* [Task goal] Collect all the lines that mention the word "page".

* [Collected data]
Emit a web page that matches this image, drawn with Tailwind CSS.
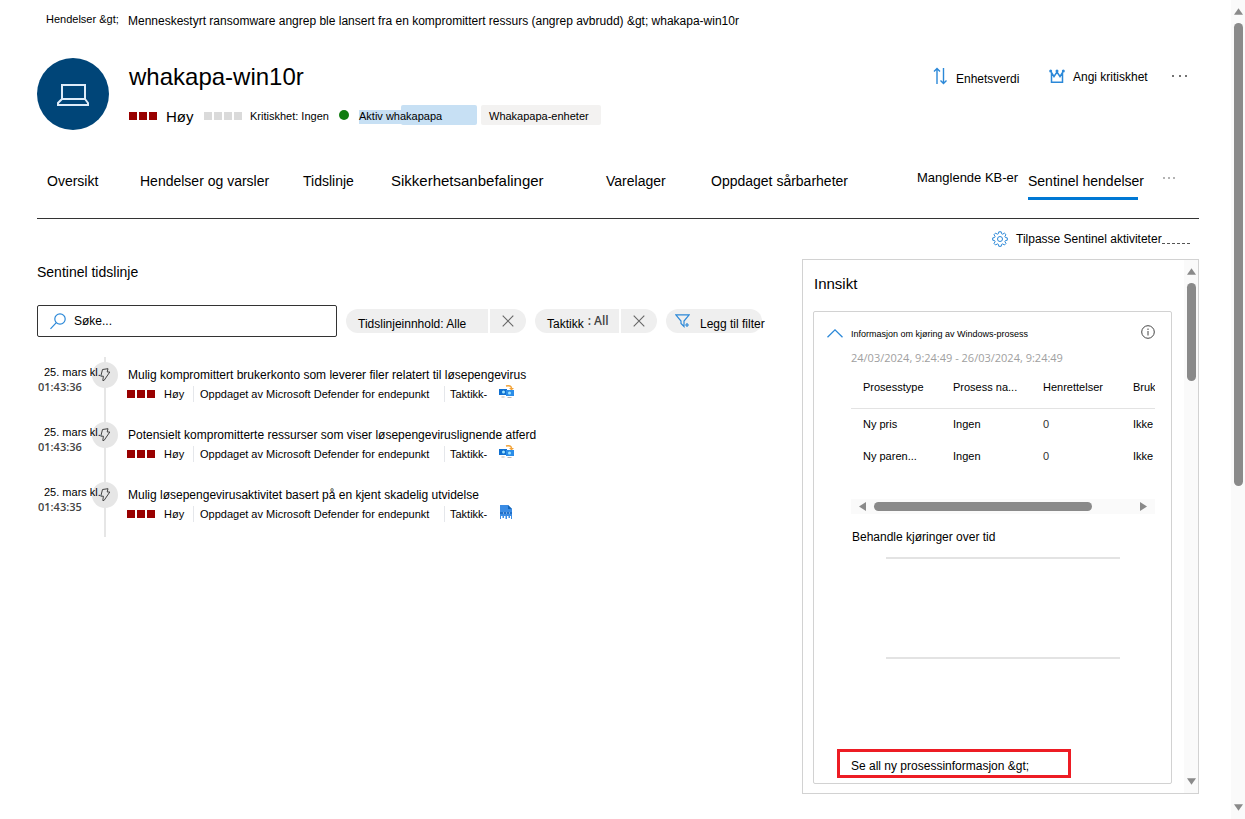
<!DOCTYPE html>
<html lang="nb">
<head>
<meta charset="utf-8">
<meta name="viewport" content="width=device-width, initial-scale=1">
<title>whakapa-win10r</title>
<script src="https://cdn.jsdelivr.net/npm/@tailwindcss/browser@4"></script>
</head>
<body class="min-h-screen flex bg-white text-black text-[12px] leading-4 font-['Liberation_Sans',Arial,sans-serif] whitespace-nowrap">
<svg class="hidden" aria-hidden="true">
  <symbol id="bolt" viewBox="0 0 12 16"><path d="M3.500 2.500l5.500-.8-.8 3.300h2.600L5 13.500H3.800l.6-4.300H1.800z" fill="none" stroke="#444" stroke-linejoin="round"/></symbol>
  <symbol id="close" viewBox="0 0 12 12"><path d="M.7.7l10.600 10.600M11.300.7L.7 11.300" stroke="#666" stroke-width="1.100"/></symbol>
  <symbol id="lateral" viewBox="0 0 16 16"><path d="M7 2q5-1 5.500 2" fill="none" stroke="#f2a33a" stroke-width="1.500"/><path d="M10 4h5l-2.500 2.500z" fill="#f2a33a"/><path d="M0 5h8v6H0z" fill="#0f6fd0"/><path d="M7 6h8v6H7z" fill="#2b8de8"/><circle cx="4.500" cy="8" r="1.500" fill="#9fe4ff"/><circle cx="10.500" cy="9" r="1.500" fill="#9fe4ff"/><path d="M2.500 12.500h3v1h-3zM8.500 13h4v1h-4z" fill="#b5b5b5"/></symbol>
  <symbol id="impact" viewBox="0 0 14 14"><path d="M1 0h8l4 4v10h-1v-3h-1v2H9.500v-2H8v3H6.500v-3H5v2H3.500v-2H2v3H1z" fill="#3b8ce4"/><path d="M9 0l4 4H9z" fill="#1566b8"/><path d="M1 8h12" stroke="#1f6fc9" stroke-width="2"/><path d="M4 8h1M7 8h1M10 8h1" stroke="#d4e8fb"/></symbol>
</svg>

<div class="flex-1 min-w-0 pl-[37px] pr-8">
  <nav aria-label="Navigasjonssti" class="flex pt-[11px] pl-[9px]">
    <a href="#" class="w-[82px] text-[11px]">Hendelser &amp;gt;</a>
    <a href="#" class="pt-0.5">Menneskestyrt ransomware angrep ble lansert fra en kompromittert ressurs (angrep avbrudd) &amp;gt; whakapa-win10r</a>
  </nav>

  <header class="mt-[29px] flex gap-5">
    <div class="size-[72px] rounded-full bg-[#004578] grid place-items-center">
      <svg width="34" height="24" viewBox="0 0 34 24" fill="none" stroke="#deecf9" stroke-width="2"><path d="M6 3h23v14H6zM6 17l-4 4v2h30v-2l-3-4"/></svg>
    </div>
    <div class="flex-1">
      <h1 class="text-[24px] leading-8 mt-[3px]">whakapa-win10r</h1>
      <div class="mt-[13px] flex items-center h-5 text-[11px]">
        <span class="flex gap-0.5"><i class="size-2 bg-[#990000]"></i><i class="size-2 bg-[#990000]"></i><i class="size-2 bg-[#990000]"></i></span>
        <span class="text-[15px] ml-[9px] w-[38px] pt-0.5">Høy</span>
        <span class="flex gap-0.5"><i class="size-2 bg-[#dadada]"></i><i class="size-2 bg-[#dadada]"></i><i class="size-2 bg-[#dadada]"></i><i class="size-2 bg-[#dadada]"></i></span>
        <span class="ml-2 w-[89px]">Kritiskhet: Ingen</span>
        <i class="-mt-0.5 size-2.5 rounded-full bg-[#107c10]"></i>
        <span class="relative -mt-0.5 ml-[10px] w-[118px] h-5 flex items-center">
          <i class="absolute left-0 top-[5px] w-11 h-[14px] bg-[#c7e0f4]"></i>
          <i class="absolute right-0 top-0 w-[76px] h-5 rounded-xs bg-[#c7e0f4]"></i>
          <span class="relative pt-0.5">Aktiv whakapapa</span>
        </span>
        <span class="-mt-0.5 ml-1 h-5 w-[120px] pl-2 pt-0.5 rounded-xs bg-[#f3f2f1] flex items-center">Whakapapa-enheter</span>
      </div>
    </div>
    <div class="flex items-start pt-[9px] pr-[10px] h-10">
      <button type="button" class="flex items-start gap-[9px]">
        <svg width="14" height="18" viewBox="0 0 14 18" fill="none" stroke="#2b88d8" stroke-width="1.400"><path d="M4 17V2M1 4.500L4 1.500l3 3M10.500 1v15M7.500 13.500l3 3 3-3"/></svg>
        <span class="pt-1 w-[93px] text-left">Enhetsverdi</span>
      </button>
      <button type="button" class="flex items-start gap-2">
        <svg class="mt-0.5" width="16" height="15" viewBox="0 0 16 15" fill="none" stroke="#2b88d8" stroke-width="1.500"><path d="M2.500 13.200V3.500L5 7.500 8 3l3 4.500 2.500-4v9.700z"/><g fill="#2b88d8" stroke="none"><circle cx="1.700" cy="2" r="1.500"/><circle cx="8" cy="2" r="1.500"/><circle cx="14.300" cy="2" r="1.500"/></g></svg>
        <span class="pt-0.5 w-[98px] text-left">Angi kritiskhet</span>
      </button>
      <button type="button" aria-label="Flere handlinger" class="pt-[7px]"><svg width="18" height="4" viewBox="0 0 18 4" fill="#444"><circle cx="2" cy="2" r="1"/><circle cx="9" cy="2" r="1"/><circle cx="15" cy="2" r="1"/></svg></button>
    </div>
  </header>

  <nav aria-label="Faner" class="mt-[41px] pl-[10px] h-12 border-b border-[#333] grid grid-cols-[93fr_163fr_88fr_215fr_105fr_206fr_111fr_134fr_37fr] text-[14px] leading-5">
    <a href="#">Oversikt</a>
    <a href="#">Hendelser og varsler</a>
    <a href="#">Tidslinje</a>
    <a href="#" class="text-[15px]">Sikkerhetsanbefalinger</a>
    <a href="#">Varelager</a>
    <a href="#">Oppdaget sårbarheter</a>
    <a href="#" class="text-[13px] -mt-[3px]">Manglende KB-er</a>
    <a href="#" aria-current="page" class="h-[29px] w-[110px] border-b-3 border-[#0078d4]">Sentinel hendelser</a>
    <button type="button" aria-label="Flere faner" class="self-start pt-[5px]"><svg width="14" height="4" viewBox="0 0 14 4" fill="#555"><circle cx="2" cy="2" r=".8"/><circle cx="7" cy="2" r=".8"/><circle cx="12" cy="2" r=".8"/></svg></button>
  </nav>

  <div class="h-10 flex items-center justify-end">
    <button type="button" class="flex items-center w-[207px]">
      <svg class="mr-2" width="16" height="16" viewBox="0 0 16 16" fill="none" stroke="#2b88d8"><path d="M6.800.8h2.400l.4 1.900 1.100.5 1.700-1.100 1.600 1.600-1.100 1.700.5 1.100 1.900.4v2.300l-1.900.4-.5 1.100 1.100 1.700-1.600 1.600-1.700-1.100-1.100.5-.4 1.900H6.800l-.4-1.900-1.100-.5-1.700 1.100L2 12.400l1.100-1.700-.5-1.100-1.900-.4V6.900l1.900-.4.5-1.100L2 3.700l1.600-1.600 1.700 1.100 1.100-.5z"/><circle cx="8" cy="8" r="2.500"/></svg>
      <span>Tilpasse Sentinel aktiviteter</span>
      <i class="h-[10px] w-7 border-b border-dashed border-[#555]"></i>
    </button>
  </div>

  <main class="flex items-start">
    <section class="flex-1 min-w-0 pt-[3px]">
      <h2 class="text-[14px] leading-5">Sentinel tidslinje</h2>
      <div class="mt-[23px] flex items-center">
        <label class="w-[300px] h-8 border border-[#333] rounded-xs flex items-center pl-3 gap-2">
          <svg width="16" height="17" viewBox="0 0 16 17" fill="none" stroke="#2b88d8" stroke-width="1.200"><circle cx="10" cy="6" r="5.200"/><path d="M6.300 9.700L.5 15.800"/></svg>
          <input type="text" aria-label="Søk" placeholder="Søke..." class="flex-1 min-w-0 outline-none placeholder:text-black">
        </label>
        <div class="ml-[9px] flex gap-0.5 h-6">
          <button type="button" class="w-[142px] pl-3 pt-1.5 text-left rounded-l-full rounded-r-xs bg-[#efefef]">Tidslinjeinnhold: Alle</button>
          <button type="button" aria-label="Fjern Tidslinjeinnhold" class="w-9 grid place-items-center rounded-r-full bg-[#efefef]"><svg width="12" height="12"><use href="#close"/></svg></button>
        </div>
        <div class="ml-[9px] flex gap-0.5 h-6">
          <button type="button" class="w-[84px] pl-3 flex gap-1 rounded-l-full rounded-r-xs bg-[#efefef]"><span class="pt-[7px]">Taktikk</span><span class="pt-1 font-['Open_Sans',sans-serif] font-semibold text-[#444]">: All</span></button>
          <button type="button" aria-label="Fjern Taktikk" class="w-9 grid place-items-center rounded-r-full bg-[#efefef]"><svg width="12" height="12"><use href="#close"/></svg></button>
        </div>
        <button type="button" class="ml-[9px] h-6 w-[96px] pl-[9px] flex items-center gap-2.5 rounded-full bg-[#efefef]">
          <svg class="shrink-0" width="15" height="14" viewBox="0 0 15 14" fill="none" stroke="#2b88d8" stroke-width="1.200"><path d="M.8.8h13.400L9 7v5.500L6 9.500V7z"/><path d="M10 11h4M12 9v4"/></svg>
          <span class="pt-1.5">Legg til filter</span>
        </button>
      </div>

      <ol class="mt-5">
        <li class="flex h-[60px]">
          <div class="relative z-10 w-[54px] pt-[7px] text-[11px]"><span class="block pl-[7px]">25. mars kl.</span><span class="block -mt-px pl-px font-semibold text-[#444] font-['Open_Sans',sans-serif]">01:43:36</span></div>
          <div class="w-[37px] flex"><div class="ml-[13px] w-0.5 bg-[#e6e6e6] flex justify-center"><span class="mt-[5px] size-[26px] shrink-0 rounded-full bg-[#e6e6e6] grid place-items-center"><svg width="12" height="16"><use href="#bolt"/></svg></span></div></div>
          <div class="pt-[10px]">
            <a href="#" class="block">Mulig kompromittert brukerkonto som leverer filer relatert til løsepengevirus</a>
            <div class="flex items-center mt-[3px] text-[11px]"><span class="flex gap-0.5 -ml-px"><i class="size-2 bg-[#990000]"></i><i class="size-2 bg-[#990000]"></i><i class="size-2 bg-[#990000]"></i></span><span class="ml-[9px] w-[29px]">Høy</span><span class="w-[251px] pl-1.5 border-l border-gray-200">Oppdaget av Microsoft Defender for endepunkt</span><span class="w-[55px] pl-[5px] border-l border-gray-200">Taktikk-</span><svg class="-mt-1" width="16" height="16"><use href="#lateral"/></svg></div>
          </div>
        </li>
        <li class="flex h-[60px]">
          <div class="relative z-10 w-[54px] pt-[7px] text-[11px]"><span class="block pl-[7px]">25. mars kl.</span><span class="block -mt-px pl-px font-semibold text-[#444] font-['Open_Sans',sans-serif]">01:43:36</span></div>
          <div class="w-[37px] flex"><div class="ml-[13px] w-0.5 bg-[#e6e6e6] flex justify-center"><span class="mt-[5px] size-[26px] shrink-0 rounded-full bg-[#e6e6e6] grid place-items-center"><svg width="12" height="16"><use href="#bolt"/></svg></span></div></div>
          <div class="pt-[10px]">
            <a href="#" class="block">Potensielt kompromitterte ressurser som viser løsepengeviruslignende atferd</a>
            <div class="flex items-center mt-[3px] text-[11px]"><span class="flex gap-0.5 -ml-px"><i class="size-2 bg-[#990000]"></i><i class="size-2 bg-[#990000]"></i><i class="size-2 bg-[#990000]"></i></span><span class="ml-[9px] w-[29px]">Høy</span><span class="w-[251px] pl-1.5 border-l border-gray-200">Oppdaget av Microsoft Defender for endepunkt</span><span class="w-[55px] pl-[5px] border-l border-gray-200">Taktikk-</span><svg class="-mt-1" width="16" height="16"><use href="#lateral"/></svg></div>
          </div>
        </li>
        <li class="flex h-[60px]">
          <div class="relative z-10 w-[54px] pt-[7px] text-[11px]"><span class="block pl-[7px]">25. mars kl.</span><span class="block -mt-px pl-px font-semibold text-[#444] font-['Open_Sans',sans-serif]">01:43:35</span></div>
          <div class="w-[37px] flex"><div class="ml-[13px] w-0.5 bg-[#e6e6e6] flex justify-center"><span class="mt-[5px] size-[26px] shrink-0 rounded-full bg-[#e6e6e6] grid place-items-center"><svg width="12" height="16"><use href="#bolt"/></svg></span></div></div>
          <div class="pt-[10px]">
            <a href="#" class="block">Mulig løsepengevirusaktivitet basert på en kjent skadelig utvidelse</a>
            <div class="flex items-center mt-[3px] text-[11px]"><span class="flex gap-0.5 -ml-px"><i class="size-2 bg-[#990000]"></i><i class="size-2 bg-[#990000]"></i><i class="size-2 bg-[#990000]"></i></span><span class="ml-[9px] w-[29px]">Høy</span><span class="w-[251px] pl-1.5 border-l border-gray-200">Oppdaget av Microsoft Defender for endepunkt</span><span class="w-[55px] pl-[5px] border-l border-gray-200">Taktikk-</span><svg class="-mt-1" width="14" height="14"><use href="#impact"/></svg></div>
          </div>
        </li>
      </ol>
    </section>

    <aside class="w-[397px] shrink-0 border border-[#d2d2d2] flex">
      <div class="flex-1 min-w-0 pl-[10px] pr-3 pb-[9px]">
        <h2 class="mt-[14px] text-[15px] leading-5 pl-px">Innsikt</h2>
        <section class="mt-[17px] border border-[#d2d2d2] rounded-xs pt-[13px] px-[13px] pb-[5px]">
          <div class="flex items-start">
            <button type="button" aria-label="Skjul" class="pt-1 w-6"><svg width="16" height="9" viewBox="0 0 16 9" fill="none" stroke="#2b88d8" stroke-width="1.300"><path d="M.5 8.300L8 .9l7.500 7.400"/></svg></button>
            <h3 class="flex-1 pt-px text-[9px]">Informasjon om kjøring av Windows-prosess</h3>
            <button type="button" aria-label="Informasjon" class="mr-[3px]"><svg width="14" height="14" viewBox="0 0 14 14" fill="none" stroke="#444"><circle cx="7" cy="7" r="6.300"/><path d="M7 6v4.500M7 3.500V5"/></svg></button>
          </div>
          <div class="pl-6 pr-[3px]">
            <p class="mt-2 text-[11px] text-[#a0a0a0] font-['Open_Sans',sans-serif]">24/03/2024, 9:24:49 - 26/03/2024, 9:24:49</p>
            <div class="mt-2 overflow-hidden">
              <table class="w-full table-fixed border-collapse text-left text-[11px]">
                <thead><tr class="h-[34px] border-b border-[#e3e3e3]"><th class="w-[102px] pl-3 pb-2 font-normal">Prosesstype</th><th class="w-[90px] pb-2 font-normal">Prosess na...</th><th class="w-[90px] pb-2 font-normal">Henrettelser</th><th class="pb-2 font-normal">Bruk</th></tr></thead>
                <tbody>
                  <tr class="h-8"><td class="pl-3">Ny pris</td><td>Ingen</td><td class="text-[#323130]">0</td><td>Ikke</td></tr>
                  <tr class="h-8"><td class="pl-3">Ny paren...</td><td>Ingen</td><td class="text-[#323130]">0</td><td>Ikke</td></tr>
                </tbody>
              </table>
            </div>
            <div class="mt-[27px] h-[15px] bg-[#fafafa] flex items-center pl-2 pr-2">
              <svg width="7" height="9" viewBox="0 0 7 9" fill="#8a8a8a"><path d="M7 0v9L0 4.500z"/></svg>
              <div class="flex-1 mx-2"><div class="w-[218px] h-[9px] rounded-full bg-[#8a8a8a]"></div></div>
              <svg width="7" height="9" viewBox="0 0 7 9" fill="#8a8a8a"><path d="M0 0v9l7-4.500z"/></svg>
            </div>
            <h4 class="mt-[15px] pl-px">Behandle kjøringer over tid</h4>
            <div class="mt-3 ml-[35px] mr-[35px] h-[102px] border-y-2 border-[#e3e3e3]"></div>
            <a href="#" class="mt-[90px] -ml-[14px] block w-[234px] h-[29px] border-3 border-[#ed1c24] pl-[11px] pt-1.5">Se all ny prosessinformasjon &amp;gt;</a>
          </div>
        </section>
      </div>
      <div class="w-[14px] bg-[#fafafa] flex flex-col items-center py-2">
        <svg width="9" height="7" viewBox="0 0 10 7" fill="#8a8a8a"><path d="M0 7h10L5 0z"/></svg>
        <div class="mt-2 h-[98px] w-[9px] rounded-full bg-[#8a8a8a]"></div>
        <svg class="mt-auto" width="9" height="7" viewBox="0 0 10 7" fill="#8a8a8a"><path d="M0 0h10L5 7z"/></svg>
      </div>
    </aside>
  </main>
</div>

<div class="w-[14px] shrink-0 bg-[#fafafa] flex flex-col items-center py-2">
  <svg width="9" height="7" viewBox="0 0 10 7" fill="#8a8a8a"><path d="M0 7h10L5 0z"/></svg>
  <div class="mt-2 h-[463px] w-[9px] rounded-full bg-[#8a8a8a]"></div>
  <svg class="mt-auto" width="9" height="7" viewBox="0 0 10 7" fill="#8a8a8a"><path d="M0 0h10L5 7z"/></svg>
</div>
</body>
</html>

* [Written answer]
Emit a web page that matches this image, drawn with Tailwind CSS.
    <a href="#" aria-current="page" class="h-[29px] w-[110px] border-b-3 border-[#0078d4]">Sentinel hendelser</a>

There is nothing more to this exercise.